Collection entries:
++++++

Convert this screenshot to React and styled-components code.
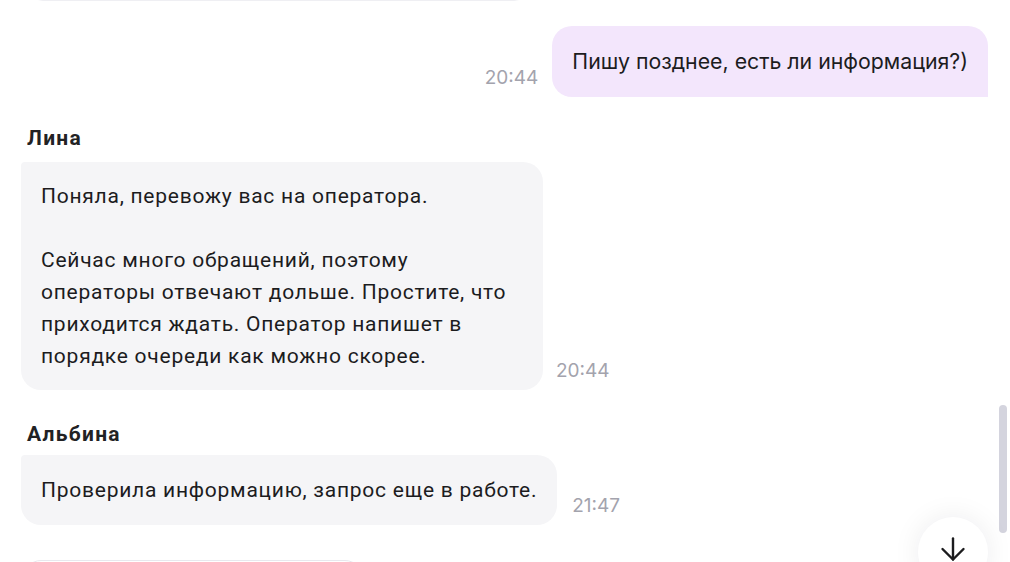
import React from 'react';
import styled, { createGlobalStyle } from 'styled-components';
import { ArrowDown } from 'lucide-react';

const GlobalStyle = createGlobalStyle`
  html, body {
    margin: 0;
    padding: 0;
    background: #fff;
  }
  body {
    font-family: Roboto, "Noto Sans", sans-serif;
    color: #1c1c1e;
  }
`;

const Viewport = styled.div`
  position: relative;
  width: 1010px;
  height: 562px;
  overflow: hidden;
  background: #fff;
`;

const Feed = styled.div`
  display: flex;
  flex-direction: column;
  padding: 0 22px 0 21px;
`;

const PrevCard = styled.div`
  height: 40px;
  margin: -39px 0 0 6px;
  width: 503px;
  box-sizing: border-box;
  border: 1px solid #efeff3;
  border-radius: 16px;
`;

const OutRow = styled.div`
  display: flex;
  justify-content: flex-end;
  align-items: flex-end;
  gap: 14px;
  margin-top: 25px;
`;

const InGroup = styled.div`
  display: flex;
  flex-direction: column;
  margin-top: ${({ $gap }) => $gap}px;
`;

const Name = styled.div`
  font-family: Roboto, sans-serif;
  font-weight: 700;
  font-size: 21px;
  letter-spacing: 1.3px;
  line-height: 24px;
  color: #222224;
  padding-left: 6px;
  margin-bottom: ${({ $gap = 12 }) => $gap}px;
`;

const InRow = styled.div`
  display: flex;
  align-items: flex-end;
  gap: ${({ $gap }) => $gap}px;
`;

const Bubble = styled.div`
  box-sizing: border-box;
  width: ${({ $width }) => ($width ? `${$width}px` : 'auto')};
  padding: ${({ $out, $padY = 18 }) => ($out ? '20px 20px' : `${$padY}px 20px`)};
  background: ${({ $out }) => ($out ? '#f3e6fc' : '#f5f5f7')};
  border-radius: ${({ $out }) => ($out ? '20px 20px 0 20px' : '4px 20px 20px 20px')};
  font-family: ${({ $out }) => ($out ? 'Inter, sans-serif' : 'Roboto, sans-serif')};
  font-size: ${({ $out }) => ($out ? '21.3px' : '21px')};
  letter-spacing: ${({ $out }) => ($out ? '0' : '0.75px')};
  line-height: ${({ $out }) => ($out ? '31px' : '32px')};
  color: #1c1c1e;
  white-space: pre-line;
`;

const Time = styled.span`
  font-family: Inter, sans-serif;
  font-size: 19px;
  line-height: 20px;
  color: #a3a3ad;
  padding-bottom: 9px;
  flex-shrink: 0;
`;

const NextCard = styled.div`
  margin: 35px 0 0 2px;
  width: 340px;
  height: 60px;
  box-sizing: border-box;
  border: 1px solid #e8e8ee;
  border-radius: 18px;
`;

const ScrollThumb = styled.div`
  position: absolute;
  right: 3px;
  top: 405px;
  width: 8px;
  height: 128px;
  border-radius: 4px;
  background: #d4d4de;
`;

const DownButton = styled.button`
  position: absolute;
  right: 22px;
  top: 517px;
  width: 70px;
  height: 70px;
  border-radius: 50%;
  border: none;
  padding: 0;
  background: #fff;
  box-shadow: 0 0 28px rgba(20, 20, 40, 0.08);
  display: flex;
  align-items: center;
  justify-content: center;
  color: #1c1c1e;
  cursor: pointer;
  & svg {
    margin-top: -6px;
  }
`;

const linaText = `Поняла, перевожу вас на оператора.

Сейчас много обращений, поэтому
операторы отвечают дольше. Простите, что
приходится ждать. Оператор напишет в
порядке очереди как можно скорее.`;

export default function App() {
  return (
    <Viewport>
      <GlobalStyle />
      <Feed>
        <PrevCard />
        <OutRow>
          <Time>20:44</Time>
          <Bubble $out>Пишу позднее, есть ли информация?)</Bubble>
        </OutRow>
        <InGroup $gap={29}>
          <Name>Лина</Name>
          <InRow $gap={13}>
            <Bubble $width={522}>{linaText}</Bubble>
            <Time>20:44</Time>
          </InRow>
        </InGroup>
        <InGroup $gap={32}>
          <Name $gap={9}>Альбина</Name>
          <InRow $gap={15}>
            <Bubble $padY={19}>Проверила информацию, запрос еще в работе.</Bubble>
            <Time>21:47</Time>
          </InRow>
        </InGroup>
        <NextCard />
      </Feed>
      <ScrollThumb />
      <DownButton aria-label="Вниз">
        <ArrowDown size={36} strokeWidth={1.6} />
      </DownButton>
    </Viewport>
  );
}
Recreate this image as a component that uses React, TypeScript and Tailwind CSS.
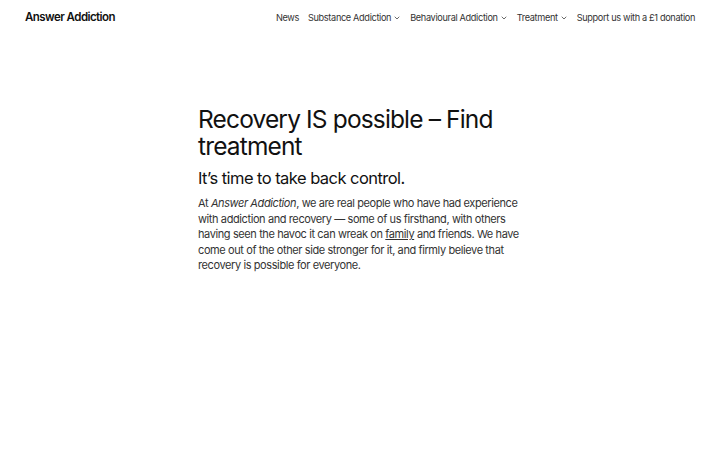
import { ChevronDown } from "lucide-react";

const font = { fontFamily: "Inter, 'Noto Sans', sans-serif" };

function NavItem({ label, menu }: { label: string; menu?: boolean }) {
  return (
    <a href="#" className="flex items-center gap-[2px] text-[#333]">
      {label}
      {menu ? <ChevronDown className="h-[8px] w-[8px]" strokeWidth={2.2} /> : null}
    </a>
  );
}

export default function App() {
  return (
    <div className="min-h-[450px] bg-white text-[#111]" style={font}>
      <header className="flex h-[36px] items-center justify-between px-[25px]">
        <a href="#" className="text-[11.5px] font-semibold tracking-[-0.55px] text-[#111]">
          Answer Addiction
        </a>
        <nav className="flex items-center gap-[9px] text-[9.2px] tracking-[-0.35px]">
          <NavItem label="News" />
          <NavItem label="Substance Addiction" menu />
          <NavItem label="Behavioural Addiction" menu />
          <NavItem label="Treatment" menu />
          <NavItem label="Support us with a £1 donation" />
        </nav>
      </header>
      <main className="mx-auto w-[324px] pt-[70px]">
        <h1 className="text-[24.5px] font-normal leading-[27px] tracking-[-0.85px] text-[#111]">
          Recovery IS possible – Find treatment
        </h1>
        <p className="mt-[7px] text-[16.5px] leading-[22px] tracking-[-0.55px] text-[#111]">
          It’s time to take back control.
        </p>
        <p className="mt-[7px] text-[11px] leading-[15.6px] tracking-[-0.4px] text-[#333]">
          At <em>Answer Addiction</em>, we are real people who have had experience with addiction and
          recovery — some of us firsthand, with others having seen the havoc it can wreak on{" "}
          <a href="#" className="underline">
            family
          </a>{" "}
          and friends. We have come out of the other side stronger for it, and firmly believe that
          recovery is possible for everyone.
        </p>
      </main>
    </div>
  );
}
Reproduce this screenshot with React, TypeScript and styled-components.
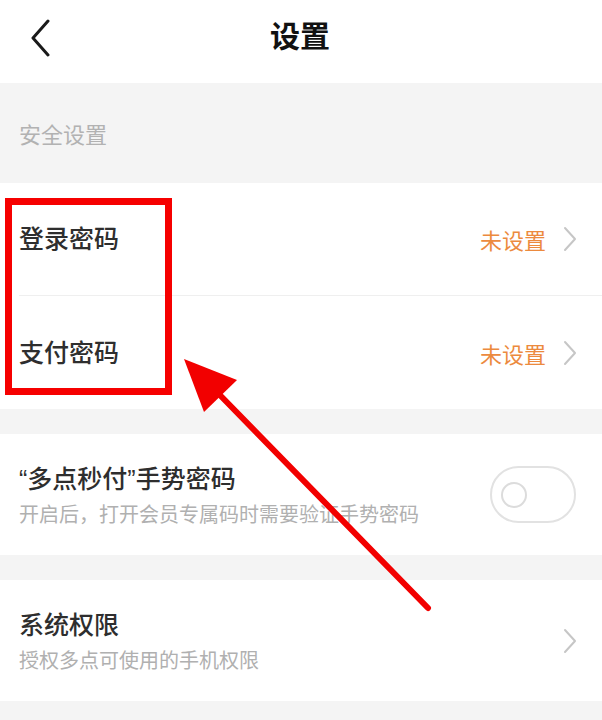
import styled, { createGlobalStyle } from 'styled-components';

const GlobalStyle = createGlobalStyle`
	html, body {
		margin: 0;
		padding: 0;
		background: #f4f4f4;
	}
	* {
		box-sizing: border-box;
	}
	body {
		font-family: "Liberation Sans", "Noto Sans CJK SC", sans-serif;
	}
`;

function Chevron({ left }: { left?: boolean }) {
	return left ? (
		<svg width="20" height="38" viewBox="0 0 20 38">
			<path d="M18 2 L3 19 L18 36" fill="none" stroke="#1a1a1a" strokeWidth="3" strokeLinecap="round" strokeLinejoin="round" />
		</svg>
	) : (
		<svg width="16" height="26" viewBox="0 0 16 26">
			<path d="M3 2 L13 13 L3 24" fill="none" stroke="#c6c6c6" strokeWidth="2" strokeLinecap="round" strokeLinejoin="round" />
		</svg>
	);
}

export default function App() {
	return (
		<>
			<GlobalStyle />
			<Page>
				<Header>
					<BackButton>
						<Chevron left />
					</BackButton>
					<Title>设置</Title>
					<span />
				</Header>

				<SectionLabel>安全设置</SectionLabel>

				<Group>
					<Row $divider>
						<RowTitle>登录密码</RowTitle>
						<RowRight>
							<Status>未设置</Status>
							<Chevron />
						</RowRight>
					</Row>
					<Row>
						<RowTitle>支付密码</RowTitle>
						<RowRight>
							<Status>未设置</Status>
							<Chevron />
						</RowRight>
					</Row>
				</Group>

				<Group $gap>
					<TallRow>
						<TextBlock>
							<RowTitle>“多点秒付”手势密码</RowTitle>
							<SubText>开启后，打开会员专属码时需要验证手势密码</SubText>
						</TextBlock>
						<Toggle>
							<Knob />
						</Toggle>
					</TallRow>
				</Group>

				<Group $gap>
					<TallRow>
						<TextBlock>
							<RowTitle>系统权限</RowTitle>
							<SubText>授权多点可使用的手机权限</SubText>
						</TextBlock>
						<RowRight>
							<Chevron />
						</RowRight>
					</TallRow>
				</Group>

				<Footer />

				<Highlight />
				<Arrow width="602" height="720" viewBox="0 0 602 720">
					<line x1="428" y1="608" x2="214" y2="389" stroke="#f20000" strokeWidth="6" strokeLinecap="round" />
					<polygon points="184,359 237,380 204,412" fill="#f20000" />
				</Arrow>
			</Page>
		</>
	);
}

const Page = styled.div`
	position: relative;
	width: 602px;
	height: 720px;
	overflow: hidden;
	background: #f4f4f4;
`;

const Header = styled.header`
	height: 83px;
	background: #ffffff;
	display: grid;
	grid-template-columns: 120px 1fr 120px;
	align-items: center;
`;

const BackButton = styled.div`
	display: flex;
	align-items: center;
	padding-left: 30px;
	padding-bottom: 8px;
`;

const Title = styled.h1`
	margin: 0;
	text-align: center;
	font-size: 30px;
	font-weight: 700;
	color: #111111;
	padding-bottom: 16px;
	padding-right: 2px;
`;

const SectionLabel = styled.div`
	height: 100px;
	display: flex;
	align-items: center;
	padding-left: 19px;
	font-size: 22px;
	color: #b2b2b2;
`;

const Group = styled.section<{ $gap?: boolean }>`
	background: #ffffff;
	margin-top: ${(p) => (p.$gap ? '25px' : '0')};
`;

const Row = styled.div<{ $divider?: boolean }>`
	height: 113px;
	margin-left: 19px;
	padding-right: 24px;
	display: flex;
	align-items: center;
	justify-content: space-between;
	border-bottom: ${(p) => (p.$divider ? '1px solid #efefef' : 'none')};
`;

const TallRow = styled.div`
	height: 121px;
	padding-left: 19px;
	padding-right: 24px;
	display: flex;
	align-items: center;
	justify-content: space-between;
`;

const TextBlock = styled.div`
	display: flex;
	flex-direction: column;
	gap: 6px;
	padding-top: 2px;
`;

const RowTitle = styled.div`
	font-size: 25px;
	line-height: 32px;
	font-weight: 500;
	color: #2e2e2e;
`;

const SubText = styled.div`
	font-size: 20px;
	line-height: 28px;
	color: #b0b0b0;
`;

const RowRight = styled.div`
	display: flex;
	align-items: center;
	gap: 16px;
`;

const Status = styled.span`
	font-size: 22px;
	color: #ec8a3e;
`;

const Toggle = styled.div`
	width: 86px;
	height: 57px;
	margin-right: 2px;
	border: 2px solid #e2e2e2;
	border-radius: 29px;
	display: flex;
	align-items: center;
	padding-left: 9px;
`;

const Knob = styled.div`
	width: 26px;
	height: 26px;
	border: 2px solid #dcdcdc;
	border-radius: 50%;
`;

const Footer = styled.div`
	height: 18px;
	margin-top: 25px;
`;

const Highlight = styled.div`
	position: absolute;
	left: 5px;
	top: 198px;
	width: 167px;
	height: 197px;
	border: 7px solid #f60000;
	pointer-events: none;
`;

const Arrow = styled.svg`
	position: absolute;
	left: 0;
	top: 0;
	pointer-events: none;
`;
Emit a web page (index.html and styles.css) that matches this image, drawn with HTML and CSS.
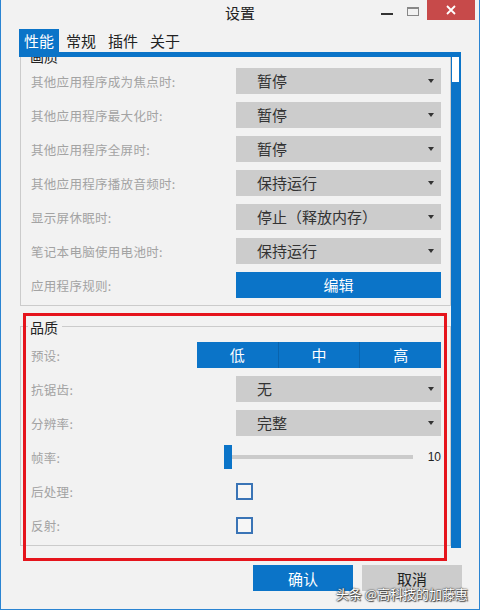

++++++

#### REQUIREMENT
Search the entries for the word "that" and gather every line where it appears.

#### RESULT FOR THIS EXERCISE
Recreate this image as a component that uses React, TypeScript and Tailwind CSS.
          and friends. We have come out of the other side stronger for it, and firmly believe that
Emit a web page (index.html and styles.css) that matches this image, drawn with HTML and CSS.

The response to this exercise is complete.